Photo credit: Peter Macdiarmid/Getty for Somerset House

Long before John Lennon sang “You may say that I'm a dreamer. But I'm not the only one” Thomas More was dreaming of a better world, 500 years before in fact. 2016 marks the quincentenary of Thomas More’s optimistic classic Utopia. To celebrate, four seasons of events, exhibitions and new commissions are being programmed under the banner UTOPIA 2016: A Year of Imagination and Possibility.

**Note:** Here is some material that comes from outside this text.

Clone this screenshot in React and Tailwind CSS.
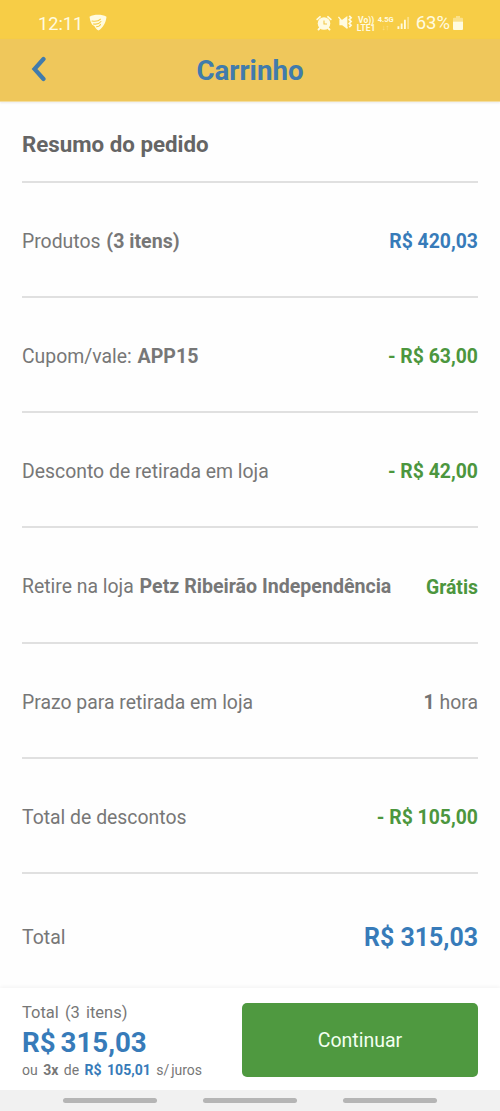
import React from "react";

const ITEMS = [
  { label: "Produtos ", strong: "(3 itens)", value: "R$ 420,03", color: "text-[#377bb9]" },
  { label: "Cupom/vale: ", strong: "APP15", value: "- R$ 63,00", color: "text-[#4c963e]" },
  { label: "Desconto de retirada em loja", value: "- R$ 42,00", color: "text-[#4c963e]" },
  { label: "Retire na loja ", strong: "Petz Ribeirão Independência", value: "Grátis", color: "text-[#4c963e]" },
  { label: "Prazo para retirada em loja", value: "1", suffix: " hora", color: "text-[#747474]" },
  { label: "Total de descontos", value: "- R$ 105,00", color: "text-[#4c963e]" },
];

export default function App() {
  return (
    <div className="flex h-[1111px] w-[500px] flex-col overflow-hidden bg-[#fefefe] font-['Roboto',sans-serif] text-[#777]">
      <StatusBar />

      <header className="grid h-[63px] shrink-0 grid-cols-[72px_1fr_72px] items-center border-b border-[#f3dda0] bg-[#efc75b] shadow-[0_1px_2px_rgba(0,0,0,0.08)]">
        <BackIcon />
        <h1 className="pt-px text-center text-[27.7px] leading-8 font-bold text-[#417bac]">Carrinho</h1>
      </header>

      <main className="flex flex-1 flex-col px-[22px]">
        <h2 className="h-[78.6px] pt-[27px] text-[22.3px] leading-[30px] font-bold whitespace-nowrap text-[#656565]">
          Resumo do pedido
        </h2>
        {ITEMS.map((item) => (
          <SummaryRow key={item.label} {...item} />
        ))}
        <div className="flex flex-1 items-center justify-between border-t-2 border-[#e0e0e0] pt-[12px]">
          <span className="text-[19.5px]">Total</span>
          <span className="text-[24.9px] font-bold text-[#377bb9]">R$ 315,03</span>
        </div>
      </main>

      <footer className="flex h-[102px] shrink-0 justify-between bg-white pr-[22px] pl-[22px] shadow-[0_-1px_4px_rgba(0,0,0,0.05)]">
        <div className="pt-[14px] whitespace-nowrap">
          <p className="text-[16.5px] leading-[22px] [word-spacing:2px]">Total (3 itens)</p>
          <p className="text-[27.7px] leading-[38px] font-bold text-[#377bb9] [word-spacing:-2px]">R$ 315,03</p>
          <p className="text-[14px] leading-[17px] [word-spacing:2px]">
            ou <b>3x</b> de <b className="text-[#377bb9]">R$ 105,01</b> s/<span className="ml-[2px]">juros</span>
          </p>
        </div>
        <button className="mt-[15px] h-[74px] w-[236px] rounded-[5px] bg-[#4f9940] pt-[2px] text-[19.5px] text-[#f3fff0]">
          Continuar
        </button>
      </footer>

      <nav className="flex h-[21px] shrink-0 items-center justify-center gap-[46px] bg-[#f1f1f1]">
        <span className="h-[5px] w-[94px] rounded-full bg-[#b5b5b5]" />
        <span className="h-[5px] w-[94px] rounded-full bg-[#b5b5b5]" />
        <span className="h-[5px] w-[94px] rounded-full bg-[#b5b5b5]" />
      </nav>
    </div>
  );
}

function SummaryRow({ label, strong, value, suffix, color }) {
  return (
    <div className="flex h-[115.3px] shrink-0 items-center justify-between border-t-2 border-[#e0e0e0] pt-[4px] text-[19.4px] whitespace-nowrap">
      <span>
        {label}
        {strong && <b className="ml-px text-[19.6px]">{strong}</b>}
      </span>
      <span>
        <b className={color}>{value}</b>
        {suffix}
      </span>
    </div>
  );
}

function StatusBar() {
  return (
    <div className="flex h-[39px] shrink-0 items-center bg-[#f7cd46] pt-[8px] pr-[37px] pl-[38px] text-[#fffbe0]">
      <span className="text-[18.2px]">12:11</span>
      <ShieldIcon />
      <div className="ml-auto flex items-center">
        <AlarmIcon />
        <MutedIcon />
        <span className="ml-[4px] w-[19px] text-center text-[8.5px] leading-[8px] font-bold">
          Vo))
          <br />
          LTE1
        </span>
        <span className="ml-[2px] w-4 text-center text-[7.5px] leading-[8px] font-bold">
          4.5G
          <br />
          <span className="opacity-50">↓↑</span>
        </span>
        <SignalIcon />
        <span className="ml-[6px] text-[18.5px]">63%</span>
        <BatteryIcon />
      </div>
    </div>
  );
}

function BackIcon() {
  return (
    <svg className="-mt-[2px] ml-[30px] h-7 w-4" viewBox="0 0 16 28" fill="none" stroke="#417bac" strokeWidth="4.2">
      <path d="M13.5 4 4.5 14l9 10" strokeLinecap="round" />
    </svg>
  );
}

function ShieldIcon() {
  return (
    <svg className="-mt-[3px] ml-[6px] h-[17px] w-[18px]" viewBox="0 0 18 18" preserveAspectRatio="none">
      <path fill="currentColor" d="M.5 3C5 .2 13 .2 17.5 3 17 9 14 15 9.5 17.5 7.5 16.5 6.5 15 5.5 13L3 11Q1 8 .5 3Z" />
      <path
        d="M3 7.5q6 1 8.500-2M4.500 10.500q5 1 7.500-2.500M7.500 13.500q3 0 4-2.500"
        fill="none"
        stroke="#f7cd46"
        strokeWidth="1.1"
        strokeLinecap="round"
      />
    </svg>
  );
}

function AlarmIcon() {
  return (
    <svg className="-mt-[2px] h-4 w-4" viewBox="0 0 16 16" fill="none" stroke="currentColor">
      <circle cx="8" cy="8.5" r="6.3" fill="currentColor" stroke="none" />
      <path d="M1.2 4.3 4 1.8M14.8 4.3 12 1.8M4 13l-1.5 1.5M12 13l1.5 1.5" strokeWidth="1.8" strokeLinecap="round" />
      <path d="M8 5.5v3.500h3" stroke="#f1c84b" strokeWidth="1.1" />
    </svg>
  );
}

function MutedIcon() {
  return (
    <svg className="-mt-[2px] ml-[5px] h-[15px] w-4" viewBox="0 0 16 16">
      <path fill="currentColor" d="M2 5h3l5.5-4v14L5 11H2Z" />
      <path d="m1 2 9.5 12" stroke="currentColor" strokeWidth="1.5" />
      <path d="m12.5 1 2 2-2 2 2 2-2 2 2 2-2 2" fill="none" stroke="currentColor" strokeWidth="1.8" />
    </svg>
  );
}

function SignalIcon() {
  return (
    <svg className="-mt-[2px] ml-[3px] h-[13px] w-[13px]" viewBox="0 0 13 14" fill="currentColor">
      <path d="M0 11h2v3H0zM3.5 8h2v6h-2zM7 4h2v10H7z" />
      <path d="M10.5 1h2v13h-2z" opacity=".45" />
    </svg>
  );
}

function BatteryIcon() {
  return (
    <svg className="-mt-[1px] ml-[3px] h-[14px] w-[10px]" viewBox="0 0 10 15" preserveAspectRatio="none" fill="currentColor">
      <path d="M3 0h4v2h2q1 0 1 1v3H0V3q0-1 1-1h2Z" opacity=".45" />
      <path d="M0 6h10v8q0 1-1 1H1q-1 0-1-1Z" />
    </svg>
  );
}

A collaboration between Somerset House, King’s College London and the Courtauld Insitute it’s as expansive an endeavour as More’s weighty tome. The brainchild of 'Artist Advisers' Ruth Potts and Gareth Evans the festival couldn’t come at a better time. “Reviving the idea of utopian dreaming also felt timely and important. With the multiple, and increasingly urgent challenges facing us socially and ecologically, we need to create spaces in which we can imagine how we might organise the world differently,” they say. “We’re surrounded by negative versions of the future, but we need space for positive visions, too, otherwise a dark future becomes a self-fulfilling prophecy. We wanted to create an inspiring space where people could come together, see that the world could be different, and be inspired to make change happen.”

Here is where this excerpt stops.